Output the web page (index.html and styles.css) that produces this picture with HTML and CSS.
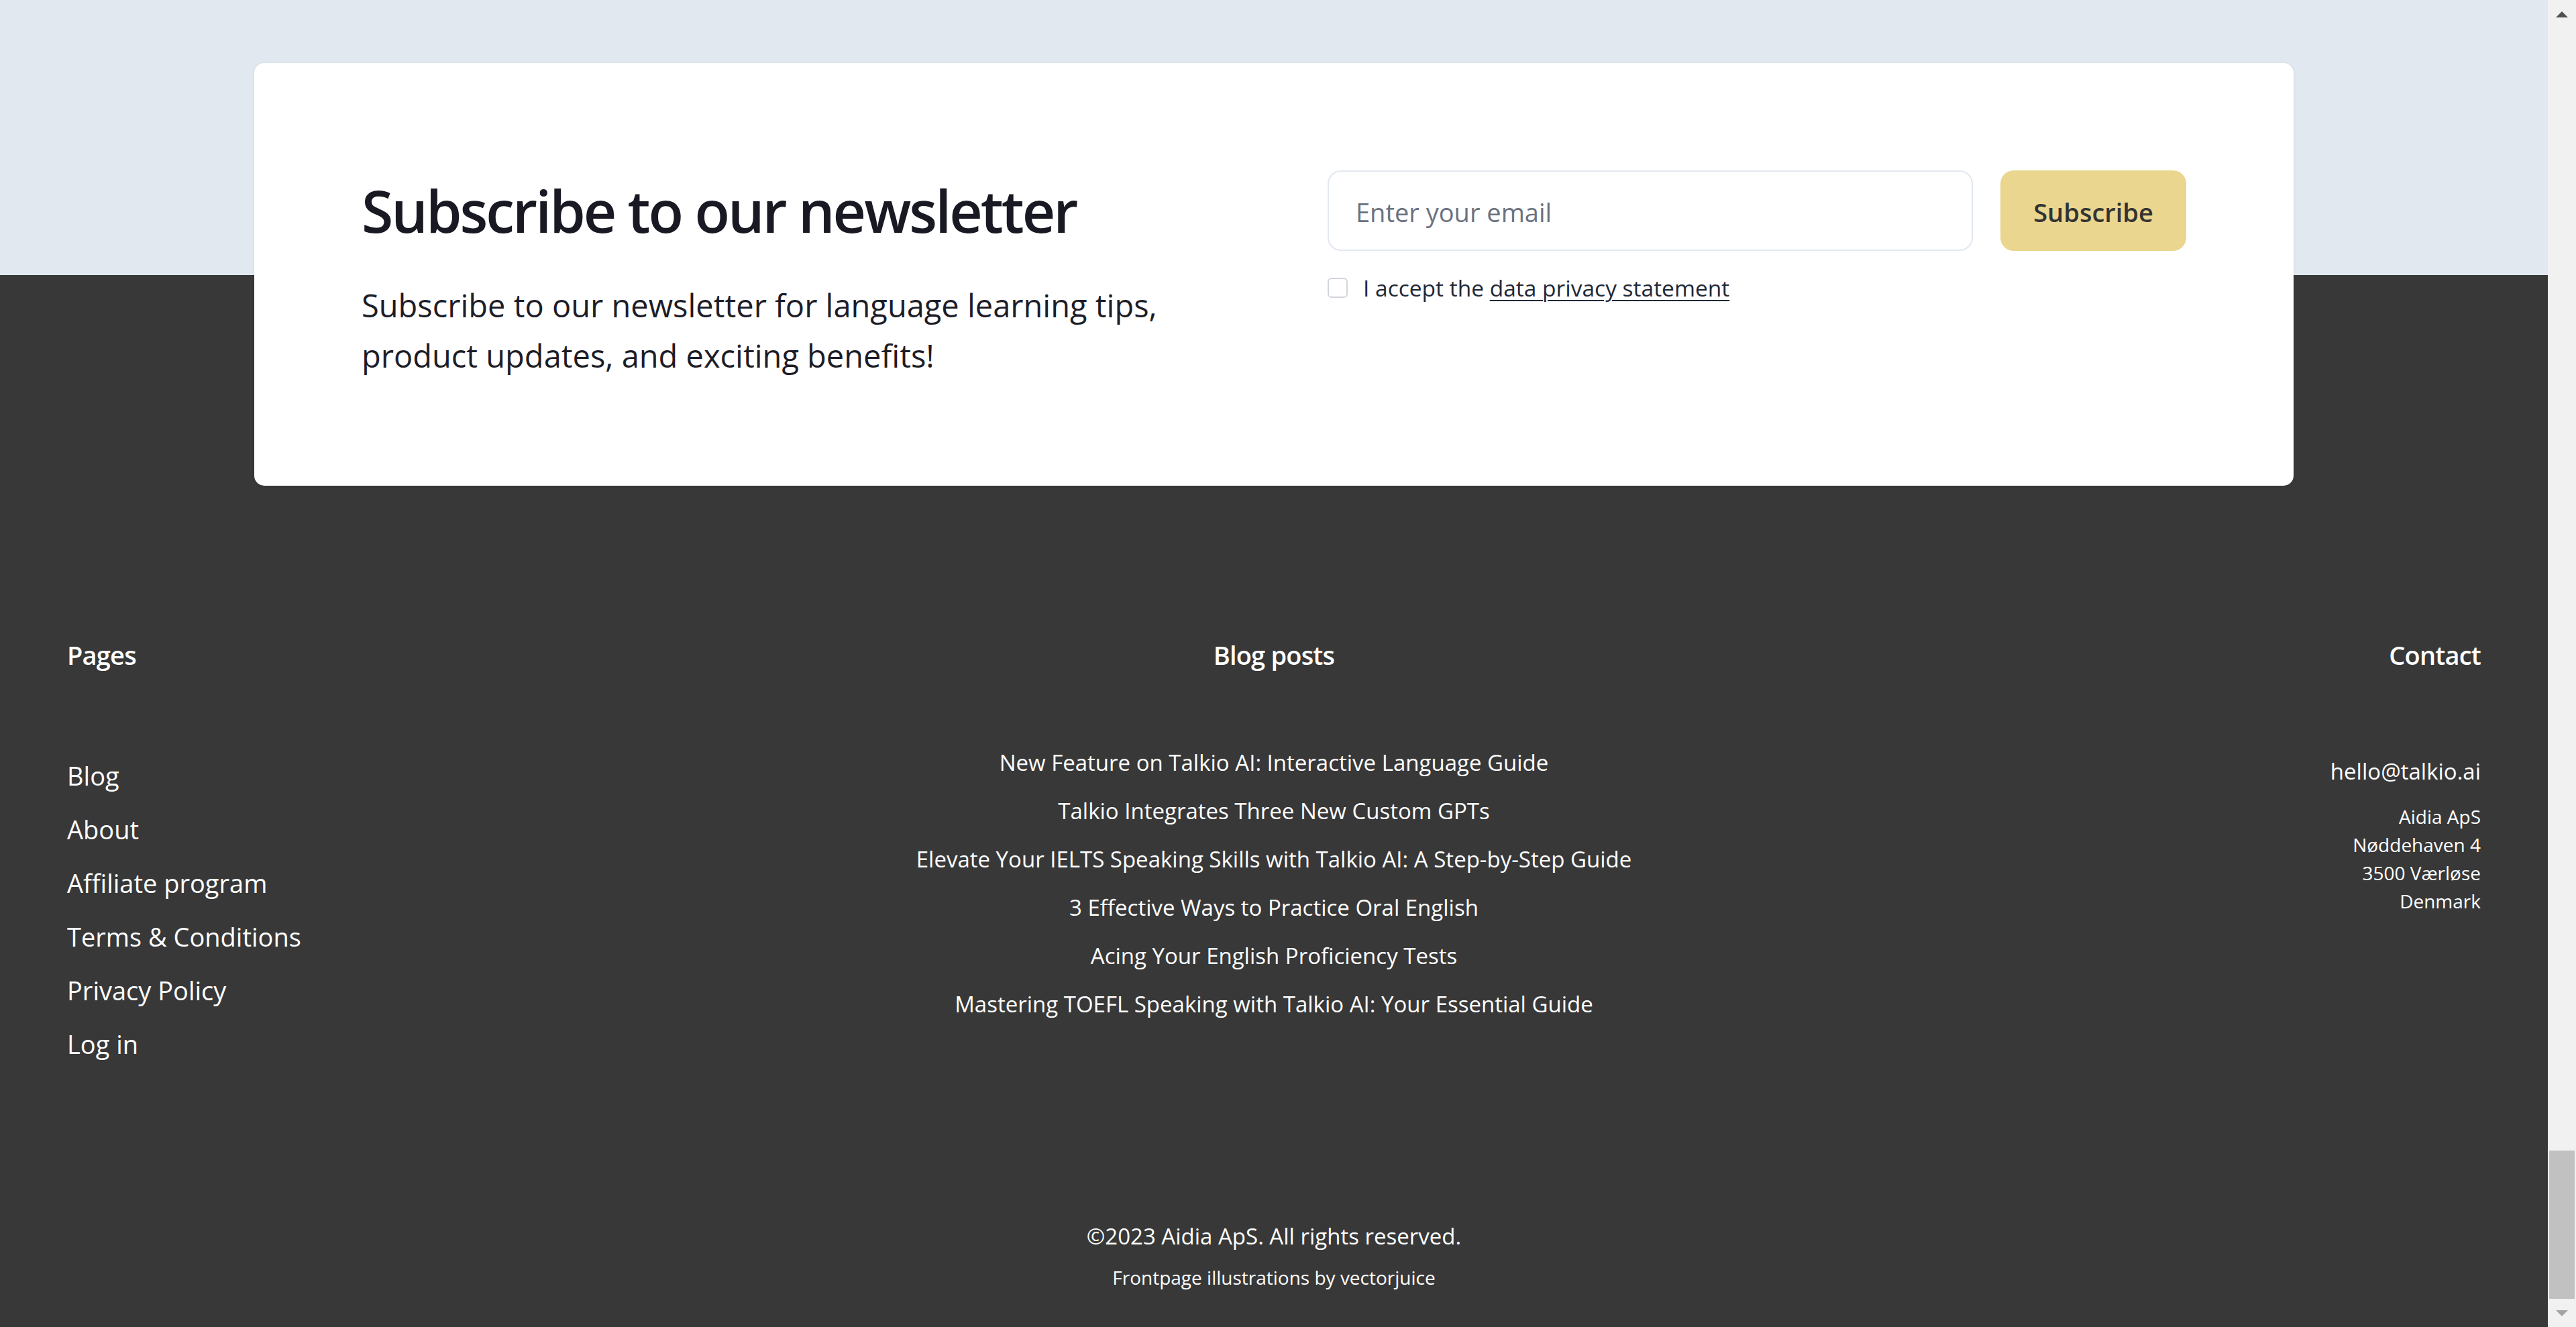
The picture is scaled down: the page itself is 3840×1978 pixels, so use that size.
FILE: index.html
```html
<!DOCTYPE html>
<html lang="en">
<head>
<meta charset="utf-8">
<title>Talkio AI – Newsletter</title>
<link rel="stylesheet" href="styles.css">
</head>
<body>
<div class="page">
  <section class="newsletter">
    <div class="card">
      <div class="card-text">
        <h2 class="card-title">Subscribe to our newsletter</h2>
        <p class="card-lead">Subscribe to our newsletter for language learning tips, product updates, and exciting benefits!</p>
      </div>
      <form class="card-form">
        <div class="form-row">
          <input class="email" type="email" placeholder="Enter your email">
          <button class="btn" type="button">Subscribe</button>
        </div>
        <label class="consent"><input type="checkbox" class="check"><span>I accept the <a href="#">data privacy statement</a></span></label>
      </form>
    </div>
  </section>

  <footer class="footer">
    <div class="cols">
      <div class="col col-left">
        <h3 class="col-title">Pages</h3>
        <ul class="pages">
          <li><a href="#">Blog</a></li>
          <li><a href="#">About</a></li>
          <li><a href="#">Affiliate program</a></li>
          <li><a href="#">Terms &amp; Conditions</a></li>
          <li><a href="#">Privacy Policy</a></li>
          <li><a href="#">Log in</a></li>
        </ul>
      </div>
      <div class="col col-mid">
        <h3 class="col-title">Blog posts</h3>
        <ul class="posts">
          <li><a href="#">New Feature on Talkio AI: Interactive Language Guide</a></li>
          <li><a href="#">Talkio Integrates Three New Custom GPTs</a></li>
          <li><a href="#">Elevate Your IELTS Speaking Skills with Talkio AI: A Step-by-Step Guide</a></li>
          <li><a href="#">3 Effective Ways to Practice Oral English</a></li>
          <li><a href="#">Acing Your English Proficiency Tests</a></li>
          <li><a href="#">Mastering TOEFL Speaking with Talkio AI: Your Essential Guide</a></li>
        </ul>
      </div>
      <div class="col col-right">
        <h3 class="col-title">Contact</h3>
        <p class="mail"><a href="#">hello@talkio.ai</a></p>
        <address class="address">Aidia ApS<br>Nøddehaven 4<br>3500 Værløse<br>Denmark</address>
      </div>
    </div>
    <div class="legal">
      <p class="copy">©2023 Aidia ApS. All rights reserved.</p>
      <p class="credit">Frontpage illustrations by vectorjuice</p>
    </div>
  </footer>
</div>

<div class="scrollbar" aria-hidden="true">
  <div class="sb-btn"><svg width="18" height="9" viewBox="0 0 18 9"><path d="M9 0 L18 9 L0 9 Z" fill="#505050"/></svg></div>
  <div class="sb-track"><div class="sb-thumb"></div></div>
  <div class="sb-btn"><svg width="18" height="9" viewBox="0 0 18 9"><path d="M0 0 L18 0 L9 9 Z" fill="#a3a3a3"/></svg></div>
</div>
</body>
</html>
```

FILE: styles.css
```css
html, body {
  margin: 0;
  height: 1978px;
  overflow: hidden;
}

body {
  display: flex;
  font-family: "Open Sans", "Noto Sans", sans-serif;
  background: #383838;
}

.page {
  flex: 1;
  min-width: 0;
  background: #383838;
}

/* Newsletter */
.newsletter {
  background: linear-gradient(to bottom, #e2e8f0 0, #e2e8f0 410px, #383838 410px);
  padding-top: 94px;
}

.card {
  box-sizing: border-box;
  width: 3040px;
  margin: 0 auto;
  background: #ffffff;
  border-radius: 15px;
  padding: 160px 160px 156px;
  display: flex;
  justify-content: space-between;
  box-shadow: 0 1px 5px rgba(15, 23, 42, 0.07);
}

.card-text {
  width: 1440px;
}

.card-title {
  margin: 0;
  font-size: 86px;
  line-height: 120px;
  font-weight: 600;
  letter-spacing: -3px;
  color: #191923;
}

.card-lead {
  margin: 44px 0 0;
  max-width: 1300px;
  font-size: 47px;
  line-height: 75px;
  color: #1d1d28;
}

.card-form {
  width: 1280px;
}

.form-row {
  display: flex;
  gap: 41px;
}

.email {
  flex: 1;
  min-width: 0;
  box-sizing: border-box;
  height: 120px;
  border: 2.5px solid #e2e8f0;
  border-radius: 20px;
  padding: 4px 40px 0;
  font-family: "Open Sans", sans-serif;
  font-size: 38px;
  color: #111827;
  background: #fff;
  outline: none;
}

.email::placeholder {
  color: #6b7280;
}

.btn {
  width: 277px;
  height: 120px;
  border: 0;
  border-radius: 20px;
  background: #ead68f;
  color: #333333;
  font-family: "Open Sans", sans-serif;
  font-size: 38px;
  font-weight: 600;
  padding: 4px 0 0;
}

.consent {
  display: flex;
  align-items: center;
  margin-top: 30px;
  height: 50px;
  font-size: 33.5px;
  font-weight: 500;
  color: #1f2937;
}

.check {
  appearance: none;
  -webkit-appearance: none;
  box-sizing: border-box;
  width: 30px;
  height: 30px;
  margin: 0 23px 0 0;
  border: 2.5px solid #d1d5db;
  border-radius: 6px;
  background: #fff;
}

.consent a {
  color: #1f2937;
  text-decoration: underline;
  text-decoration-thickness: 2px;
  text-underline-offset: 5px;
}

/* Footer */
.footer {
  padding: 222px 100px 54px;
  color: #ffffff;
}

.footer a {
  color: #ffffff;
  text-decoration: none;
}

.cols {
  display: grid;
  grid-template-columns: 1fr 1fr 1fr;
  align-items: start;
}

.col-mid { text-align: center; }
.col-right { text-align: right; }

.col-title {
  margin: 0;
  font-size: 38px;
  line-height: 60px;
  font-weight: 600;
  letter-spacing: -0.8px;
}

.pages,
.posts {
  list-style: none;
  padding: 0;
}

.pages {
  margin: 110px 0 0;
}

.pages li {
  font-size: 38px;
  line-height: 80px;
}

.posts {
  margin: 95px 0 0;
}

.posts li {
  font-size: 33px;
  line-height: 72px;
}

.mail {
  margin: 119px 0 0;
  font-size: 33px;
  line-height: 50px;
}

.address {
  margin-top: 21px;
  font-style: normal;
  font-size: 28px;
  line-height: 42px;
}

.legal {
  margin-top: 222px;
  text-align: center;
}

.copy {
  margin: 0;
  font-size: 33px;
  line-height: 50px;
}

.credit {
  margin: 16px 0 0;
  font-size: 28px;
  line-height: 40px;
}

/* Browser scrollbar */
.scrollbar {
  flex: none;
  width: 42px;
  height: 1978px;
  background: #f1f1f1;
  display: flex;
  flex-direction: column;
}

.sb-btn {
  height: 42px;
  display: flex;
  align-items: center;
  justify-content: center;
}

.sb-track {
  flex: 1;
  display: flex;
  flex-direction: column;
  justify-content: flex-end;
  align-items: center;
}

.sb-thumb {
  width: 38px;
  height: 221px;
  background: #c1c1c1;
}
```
* * *
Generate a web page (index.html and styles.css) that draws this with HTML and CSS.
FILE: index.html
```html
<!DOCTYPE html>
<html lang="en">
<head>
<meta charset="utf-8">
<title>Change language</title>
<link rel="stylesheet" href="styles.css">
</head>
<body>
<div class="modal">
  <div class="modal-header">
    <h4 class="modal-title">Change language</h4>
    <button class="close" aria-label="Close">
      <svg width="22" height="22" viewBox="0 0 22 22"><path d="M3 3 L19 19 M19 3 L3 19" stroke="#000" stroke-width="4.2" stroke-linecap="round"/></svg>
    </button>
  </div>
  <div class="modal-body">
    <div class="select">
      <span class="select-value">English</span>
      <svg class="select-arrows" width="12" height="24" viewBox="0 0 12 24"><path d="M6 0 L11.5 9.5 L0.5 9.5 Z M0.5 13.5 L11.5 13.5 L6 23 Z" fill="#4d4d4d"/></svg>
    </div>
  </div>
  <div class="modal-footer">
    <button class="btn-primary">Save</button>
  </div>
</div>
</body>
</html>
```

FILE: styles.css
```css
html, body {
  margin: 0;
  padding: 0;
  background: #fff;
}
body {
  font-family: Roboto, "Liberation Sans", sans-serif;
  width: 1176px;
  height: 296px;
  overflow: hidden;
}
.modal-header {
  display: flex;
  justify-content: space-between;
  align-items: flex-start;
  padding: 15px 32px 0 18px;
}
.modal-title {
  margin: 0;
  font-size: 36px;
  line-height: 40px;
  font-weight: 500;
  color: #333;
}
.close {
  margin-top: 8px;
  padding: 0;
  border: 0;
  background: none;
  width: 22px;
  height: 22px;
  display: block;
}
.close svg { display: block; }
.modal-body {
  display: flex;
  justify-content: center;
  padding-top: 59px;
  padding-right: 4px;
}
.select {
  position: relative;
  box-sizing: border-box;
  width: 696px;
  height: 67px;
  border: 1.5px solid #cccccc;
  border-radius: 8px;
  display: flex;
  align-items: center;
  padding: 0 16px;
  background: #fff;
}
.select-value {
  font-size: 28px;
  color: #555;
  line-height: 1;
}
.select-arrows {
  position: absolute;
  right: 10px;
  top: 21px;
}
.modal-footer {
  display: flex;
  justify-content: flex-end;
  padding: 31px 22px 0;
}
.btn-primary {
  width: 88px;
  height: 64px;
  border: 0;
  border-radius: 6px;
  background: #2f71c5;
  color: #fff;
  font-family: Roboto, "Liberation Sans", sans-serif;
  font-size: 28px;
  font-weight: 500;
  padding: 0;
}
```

- **What you are asked to do**
Pick out the lines that have the word "picture". Copy them all.

- **Exercise answer**
Output the web page (index.html and styles.css) that produces this picture with HTML and CSS.
The picture is scaled down: the page itself is 3840×1978 pixels, so use that size.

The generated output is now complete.